Obviously, this is not a system that is “free to all.” It exposes as false the claims made by Google’s Brin who said, “While this agreement is a real win/win for all of us, the real victors are all the readers.” Under conditions where hundreds of millions of people all over the world have Internet access, how can a single-user terminal in a local library where nothing can be copied or printed without charges represent a victory for readers? Brin should have stopped at the “win/win for all of us,” i.e., Google and its Book Search business partners.

While the final form of the copyright infringement settlement may well be adjusted to accommodate some of the concerns regarding its monopolistic tendencies, the essentially anti-democratic character of the agreement will not be fundamentally modified. This is because it is impossible to square the interests of the owners of Google and its publishing partners with the needs of the majority of society.

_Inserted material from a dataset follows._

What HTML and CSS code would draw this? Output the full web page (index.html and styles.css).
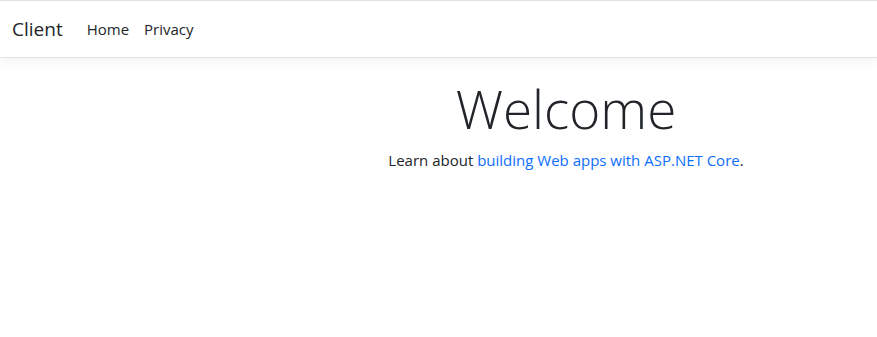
FILE: index.html
```html
<!DOCTYPE html>
<html lang="en">

<head>
    <meta charset="UTF-8">
    <meta name="viewport" content="width=device-width, initial-scale=1.0">
    <title>Home Page - Client</title>
    <link rel="stylesheet" href="styles.css">
</head>

<body>
    <header>
        <nav class="navbar">
            <div class="container-fluid">
                <a class="navbar-brand" href="#">Client</a>
                <ul class="navbar-nav">
                    <li class="nav-item"><a class="nav-link" href="#">Home</a></li>
                    <li class="nav-item"><a class="nav-link" href="#">Privacy</a></li>
                </ul>
            </div>
        </nav>
    </header>
    <div class="container">
        <main role="main" class="pb-3">
            <div class="text-center">
                <h1 class="display-4">Welcome</h1>
                <p>Learn about <a href="#">building Web apps with ASP.NET Core</a>.</p>
            </div>
        </main>
    </div>
</body>

</html>
```

FILE: styles.css
```css
body {
    font-family: 'Open Sans', 'Noto Sans', sans-serif;
    font-size: 16px;
    line-height: 1.5;
    color: #212529;
    background-color: #fff;
    margin: 0;
    padding: 0;
    border-top: 1px solid #dee2e6;
}

a {
    color: #0d6efd;
    text-decoration: none;
}

.navbar {
    background-color: #fff;
    border-bottom: 1px solid #dee2e6;
    box-shadow: 0 .25rem .75rem rgba(0, 0, 0, .05);
    padding: 8px 0;
    margin-bottom: 16px;
}

.container-fluid {
    display: flex;
    align-items: center;
    padding: 0 12px;
}

.navbar-brand {
    color: #212529;
    font-size: 19px;
    line-height: 30px;
    padding: 5px 0;
    margin-right: 16px;
}

.navbar-nav {
    display: flex;
    list-style: none;
    margin: 0;
    padding: 0;
}

.nav-link {
    display: block;
    color: #212529;
    padding: 8px;
    font-size: 15px;
}

.nav-item:last-child .nav-link {
    padding-left: 7px;
}

/* page is wider than the shot, content center sits at 566px */
.container {
    padding: 3px 0 0 255px;
}

.pb-3 {
    padding-bottom: 16px;
}

.text-center {
    text-align: center;
}

.display-4 {
    font-size: 53px;
    font-weight: 300;
    line-height: 1.2;
    margin: 0 0 8px;
}

p {
    margin: 0 0 16px;
    font-size: 15px;
}
```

The economic foundations of capitalism require that the authoring, production and online consumption by the public of the new digital form of books be subordinated to the private control of large corporate ownership and the drive for profit. These facts of society are the basis of the exclusive and discriminatory nature of the Book Search project.

There is no question that the Google Book Search technology has brought society closer than ever to the democratization of human knowledge; that we can see a clear path to the conversion of all printed books into electronic form alone proves this. However, as with every scientific and technological development in twentieth and twenty-first century capitalist society, such advancements are always:

1. Encumbered with significant developmental aberration and technical limitation;

2. Stunted, deformed and never capable of fulfilling the promise of creators and inventors;

3. Converted into tools of the military-intelligence apparatus of the state;

4. Manipulated to serve generally coercive and destructive forces upon society and the people as a whole.

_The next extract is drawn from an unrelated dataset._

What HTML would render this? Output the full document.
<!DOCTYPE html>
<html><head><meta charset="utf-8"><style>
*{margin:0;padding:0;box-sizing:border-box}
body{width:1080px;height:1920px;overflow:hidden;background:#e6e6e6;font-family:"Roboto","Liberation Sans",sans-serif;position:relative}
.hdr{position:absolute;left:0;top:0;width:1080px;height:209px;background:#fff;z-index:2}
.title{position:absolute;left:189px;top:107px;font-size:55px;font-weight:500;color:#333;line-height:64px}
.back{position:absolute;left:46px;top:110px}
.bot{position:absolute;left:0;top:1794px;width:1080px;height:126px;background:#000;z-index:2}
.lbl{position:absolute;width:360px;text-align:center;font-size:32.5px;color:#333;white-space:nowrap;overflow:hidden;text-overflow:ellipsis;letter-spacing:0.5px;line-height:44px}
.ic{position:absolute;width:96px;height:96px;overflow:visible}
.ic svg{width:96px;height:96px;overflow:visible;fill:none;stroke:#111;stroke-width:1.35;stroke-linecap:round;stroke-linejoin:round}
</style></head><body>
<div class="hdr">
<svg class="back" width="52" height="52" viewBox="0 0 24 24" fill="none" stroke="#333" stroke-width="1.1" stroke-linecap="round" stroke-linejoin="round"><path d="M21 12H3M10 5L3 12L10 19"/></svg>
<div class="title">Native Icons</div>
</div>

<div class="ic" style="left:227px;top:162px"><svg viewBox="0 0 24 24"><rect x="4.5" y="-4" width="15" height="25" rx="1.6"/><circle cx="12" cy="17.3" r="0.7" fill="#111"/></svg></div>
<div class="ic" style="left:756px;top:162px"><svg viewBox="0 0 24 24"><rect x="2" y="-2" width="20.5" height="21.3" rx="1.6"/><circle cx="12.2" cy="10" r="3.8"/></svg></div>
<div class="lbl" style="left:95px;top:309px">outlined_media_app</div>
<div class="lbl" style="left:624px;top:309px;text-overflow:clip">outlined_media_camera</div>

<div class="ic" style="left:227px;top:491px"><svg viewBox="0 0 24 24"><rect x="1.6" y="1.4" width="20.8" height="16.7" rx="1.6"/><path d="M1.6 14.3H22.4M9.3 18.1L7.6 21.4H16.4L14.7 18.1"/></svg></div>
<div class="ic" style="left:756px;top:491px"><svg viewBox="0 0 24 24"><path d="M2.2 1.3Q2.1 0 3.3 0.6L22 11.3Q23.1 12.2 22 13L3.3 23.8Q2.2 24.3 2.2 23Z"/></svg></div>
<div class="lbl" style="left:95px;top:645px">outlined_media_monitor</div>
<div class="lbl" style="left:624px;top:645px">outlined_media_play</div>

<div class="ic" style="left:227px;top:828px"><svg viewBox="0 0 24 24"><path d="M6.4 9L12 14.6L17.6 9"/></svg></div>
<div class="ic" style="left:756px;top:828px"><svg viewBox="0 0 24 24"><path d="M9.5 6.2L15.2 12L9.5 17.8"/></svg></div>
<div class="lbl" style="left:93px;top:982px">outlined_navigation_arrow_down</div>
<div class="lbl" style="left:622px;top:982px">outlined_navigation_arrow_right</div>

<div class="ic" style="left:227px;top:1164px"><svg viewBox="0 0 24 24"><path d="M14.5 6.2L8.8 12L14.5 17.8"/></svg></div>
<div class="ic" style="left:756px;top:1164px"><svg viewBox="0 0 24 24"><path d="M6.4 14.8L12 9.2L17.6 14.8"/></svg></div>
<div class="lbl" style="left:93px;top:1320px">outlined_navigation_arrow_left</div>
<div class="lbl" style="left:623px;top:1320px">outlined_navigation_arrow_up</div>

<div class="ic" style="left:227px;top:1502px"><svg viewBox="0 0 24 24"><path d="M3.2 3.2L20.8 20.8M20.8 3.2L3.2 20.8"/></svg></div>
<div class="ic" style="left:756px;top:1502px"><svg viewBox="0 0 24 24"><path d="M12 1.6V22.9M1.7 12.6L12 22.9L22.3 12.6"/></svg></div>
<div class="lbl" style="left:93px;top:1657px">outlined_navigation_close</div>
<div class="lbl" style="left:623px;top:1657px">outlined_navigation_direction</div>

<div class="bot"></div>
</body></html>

As Leon Trotsky explained in 1926 in a speech entitled Radio, Science, Technique and Society, “Technique and science have their own logic - the logic of the cognition of nature and the mastering of it in the interests of man. But technique and science develop not in a vacuum but in human society, which consists of classes. The ruling class, the possessing class, controls technique and through it controls nature. Technique in itself cannot be called either militaristic or pacifistic. In a society in which the ruling class is militaristic, technique is in the service of militarism.”

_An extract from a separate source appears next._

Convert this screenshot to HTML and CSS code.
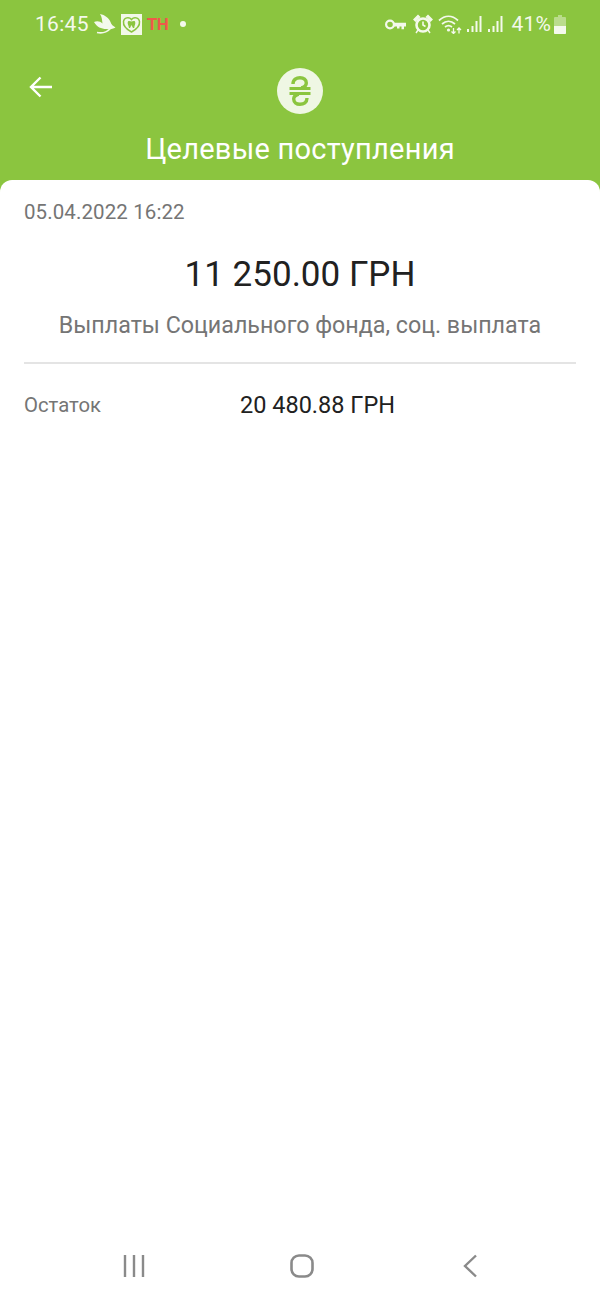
FILE: index.html
```html
<!DOCTYPE html>
<html lang="ru">
<head>
<meta charset="utf-8">
<title>Целевые поступления</title>
<link rel="stylesheet" href="styles.css">
</head>
<body>
<div class="screen">
  <header class="top">
    <div class="status">
      <div class="status-group">
        <span class="clock">16:45</span>
        <svg class="ic-leaf" viewBox="0 0 22 20"><path d="M0 8c3-1.500 6-1 8.500 1.500C8 6 8 3 6 0c5 1 9 4 10.500 8 .8 2.500 2.500 4 5 5.500-3 1.500-6 2.500-9 1.500C7 15 3 13 0 8z" fill="#f4f9ec"/><path d="M3 18.500c5 1 10-.5 13-3.500" stroke="#f4f9ec" stroke-width="1.600" fill="none"/></svg>
        <svg class="ic-tooth" viewBox="0 0 21 21"><rect width="21" height="21" fill="#f2f8e8"/><path d="M10.500 18C5 15 2 11.500 2.500 7.500 3 3.500 8 2.500 10.500 5.500c2.500-3 7.500-2 8 2 .5 4-2.500 7.500-8 10.500z" fill="none" stroke="#8bc53f" stroke-width="1.500"/><path d="M7 7.500c1-1 2.500 0 3.500 0s2.500-1 3.500 0c1 2-.5 3.500-.8 6.500h-1.200l-1.500-3-1.500 3H8c-.3-3-2-4.500-1-6.500z" fill="#8bc53f"/></svg>
        <span class="brand">TH</span>
        <span class="dot"></span>
      </div>
      <div class="status-group right">
        <svg class="ic-key" viewBox="0 0 21 13"><circle cx="5" cy="6.500" r="3.900" fill="none" stroke="#f4f9ec" stroke-width="2.200"/><path d="M8.500 4.800H21v3.800h-2v2.600h-2.500V8.600h-2v1.800H12V8.600H8.500z" fill="#f4f9ec"/></svg>
        <svg class="ic-alarm" viewBox="0 0 20 20"><circle cx="10" cy="11" r="6.500" fill="none" stroke="#f4f9ec" stroke-width="2.600"/><path d="M10 7.500V11l2.500 1.500" stroke="#f4f9ec" stroke-width="1.600" fill="none"/><path d="M1 5.500l4-4 1.500 1.500-4 4zM19 5.500l-4-4L13.500 3l4 4zM5 16l-2 3M15 16l2 3" fill="#f4f9ec" stroke="#f4f9ec" stroke-width="1.400"/></svg>
        <svg class="ic-wifi" viewBox="0 0 24 20"><g fill="none" stroke="#f4f9ec" stroke-width="1.700"><path d="M1 6.500c6-5.500 13-5.500 19 0"/><path d="M4 10c4-3.500 9-3.500 13 0"/><path d="M7 13c2.500-2 4.500-2 7 0"/></g><circle cx="10.500" cy="16" r="1.600" fill="#f4f9ec"/><path d="M15.500 14v5.500M13.500 17.500l2 2 2-2M21 19.500V14M19 16l2-2 2 2" stroke="#f4f9ec" stroke-width="1.300" fill="none"/></svg>
        <svg class="ic-signal" viewBox="0 0 16 18"><path d="M1 14h2v3H1zM5.500 11h2v6h-2zM9.500 6h2v11h-2zM13.500 1h2v16h-2z" fill="#f4f9ec"/></svg>
        <svg class="ic-signal" viewBox="0 0 16 18"><path d="M1 14h2v3H1zM5.500 11h2v6h-2zM9.500 6h2v11h-2zM13.500 1h2v16h-2z" fill="#f4f9ec"/></svg>
        <span class="percent">41%</span>
        <svg class="ic-battery" viewBox="0 0 12 19"><path d="M4 0h4v2h3a1 1 0 0 1 1 1v15a1 1 0 0 1-1 1H1a1 1 0 0 1-1-1V3a1 1 0 0 1 1-1h3z" fill="#f4f9ec" fill-opacity=".45"/><path d="M0 11h12v7a1 1 0 0 1-1 1H1a1 1 0 0 1-1-1z" fill="#f4f9ec"/></svg>
      </div>
    </div>
    <div class="toolbar">
      <svg class="ic-back" viewBox="0 0 24 22"><path d="M23 11H2M11.500 1.500 2 11l9.500 9.500" fill="none" stroke="#fff" stroke-width="2.400"/></svg>
      <div class="badge">
        <svg viewBox="0 0 24 30"><path d="M5 8C5 3.500 8.500 1.700 12 1.700c3.700 0 6.300 2.200 6.300 5.200 0 2.800-2.300 4.300-5 5.100M19 22c0 4.500-3.500 6.300-7 6.300-3.700 0-6.300-2.200-6.300-5.200 0-2.800 2.300-4.300 5-5.100" fill="none" stroke="#8bc53f" stroke-width="3.400"/><path d="M1.500 12.500h21M1.500 17.500h21" stroke="#8bc53f" stroke-width="2.800"/></svg>
      </div>
      <h1 class="title">Целевые поступления</h1>
    </div>
  </header>
  <main class="sheet">
    <p class="date">05.04.2022 16:22</p>
    <p class="amount">11 250.00 ГРН</p>
    <p class="desc">Выплаты Социального фонда, соц. выплата</p>
    <div class="row">
      <span class="row-label">Остаток</span>
      <span class="row-value">20 480.88 ГРН</span>
    </div>
  </main>
  <nav class="navbar">
    <svg class="ic-recent" viewBox="0 0 22 22"><path d="M2 0v22M11 0v22M20 0v22" stroke="#8a8a8a" stroke-width="2.400" fill="none"/></svg>
    <svg class="ic-home" viewBox="0 0 24 24"><rect x="1.500" y="1.500" width="21" height="21" rx="7.500" fill="none" stroke="#8a8a8a" stroke-width="2.600"/></svg>
    <svg class="ic-tri" viewBox="0 0 14 24"><path d="M13 1.500 2 12l11 10.500" fill="none" stroke="#8a8a8a" stroke-width="2.400"/></svg>
  </nav>
</div>
</body>
</html>
```

FILE: styles.css
```css
* { box-sizing: border-box; }
html, body { margin: 0; padding: 0; }
body {
  width: 600px;
  height: 1299px;
  overflow: hidden;
  background: #fff;
  font-family: Roboto, "Noto Sans", sans-serif;
  color: #212121;
}
p, h1 { margin: 0; font-weight: 400; }
svg { display: block; flex: none; }
.screen { height: 1299px; display: flex; flex-direction: column; }
.top { height: 192px; flex: none; background: #8bc53f; color: #f4f9ec; }
.status {
  height: 48px;
  padding: 0 34px 0 35px;
  display: flex;
  align-items: center;
  justify-content: space-between;
}
.status-group { display: flex; align-items: center; }
.clock { font-size: 21px; line-height: 24px; letter-spacing: .3px; }
.ic-leaf { width: 22px; height: 20px; margin-left: 5px; }
.ic-tooth { width: 21px; height: 21px; margin-left: 5px; }
.brand { font-size: 17px; font-weight: 700; color: #f0594a; margin-left: 5px; letter-spacing: -.5px; width: 21px; }
.dot { width: 6px; height: 6px; border-radius: 50%; background: #f4f9ec; margin-left: 12px; }
.ic-key { width: 21px; height: 13px; }
.ic-alarm { width: 20px; height: 20px; margin-left: 7px; }
.ic-wifi { width: 24px; height: 20px; margin-left: 5px; }
.ic-signal { width: 16px; height: 18px; margin-left: 4px; }
.ic-signal + .ic-signal { margin-left: 5px; }
.percent { font-size: 21px; line-height: 24px; margin-left: 8px; letter-spacing: .2px; }
.ic-battery { width: 12px; height: 19px; margin-left: 3px; }
.toolbar {
  position: relative;
  display: flex;
  flex-direction: column;
  align-items: center;
  padding-top: 20px;
}
.ic-back { position: absolute; left: 29px; top: 28px; width: 24px; height: 22px; }
.badge {
  width: 46px;
  height: 46px;
  border-radius: 50%;
  background: #eff7e4;
  display: flex;
  align-items: center;
  justify-content: center;
}
.badge svg { width: 24px; height: 30px; }
.title {
  margin-top: 18px;
  font-size: 29px;
  line-height: 34px;
  color: #fff;
  letter-spacing: .25px;
  white-space: nowrap;
}
.sheet {
  flex: 1;
  margin-top: -12px;
  background: #fff;
  border-radius: 12px 12px 0 0;
  padding: 20px 24px 0;
}
.date { font-size: 20.500px; line-height: 24px; letter-spacing: .1px; color: #757575; }
.amount { margin-top: 29px; font-size: 35px; line-height: 44px; text-align: center; color: #212121; }
.desc {
  margin-top: 14px;
  padding-bottom: 23px;
  border-bottom: 2px solid #e4e4e4;
  font-size: 23.250px;
  line-height: 28px;
  text-align: center;
  color: #757575;
}
.row { display: flex; align-items: center; margin-top: 28px; line-height: 26px; }
.row-label { width: 216px; font-size: 20.300px; color: #757575; }
.row-value { font-size: 23.500px; color: #212121; }
.navbar {
  height: 66px;
  flex: none;
  padding: 0 123px;
  display: flex;
  align-items: center;
  gap: 145px;
}
.ic-recent { width: 22px; height: 22px; }
.ic-home { width: 24px; height: 24px; }
.ic-tri { width: 14px; height: 24px; margin-left: 4px; }
```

These same tendencies are embedded in the Google Book Search project and they cannot be waved away with the visionary promises of corporate CEOs or with well-intended legal arguments from the liberal and non-profit establishment. Brought to their logical conclusion under the deepening crisis of capitalist society, the barbaric social and political consequences of all the world’s information being organized for the profit interests of corporations like Google are far graver than anything even George Orwell could have imagined.

The alternative is a rational, and necessarily socialist, organization of a universal online catalog of mankind’s literature made available in unlimited form to everyone. Driven by the needs of mass society and organized as a central element of culture and education, the online book database would be funded by the government and include an appropriate compensation structure for authors, publishers and others involved in the creative and technical aspects of bringing this system to fruition.

The entire population—young and old—would be educated and trained on how to enrich themselves through this font of human accomplishment. Such measures are deeply democratic and require the conscious political activity of the working population to put them into place. Only in this way can the promise of the digital age be realized; where each individual will both benefit from and contribute to the whole of human thought.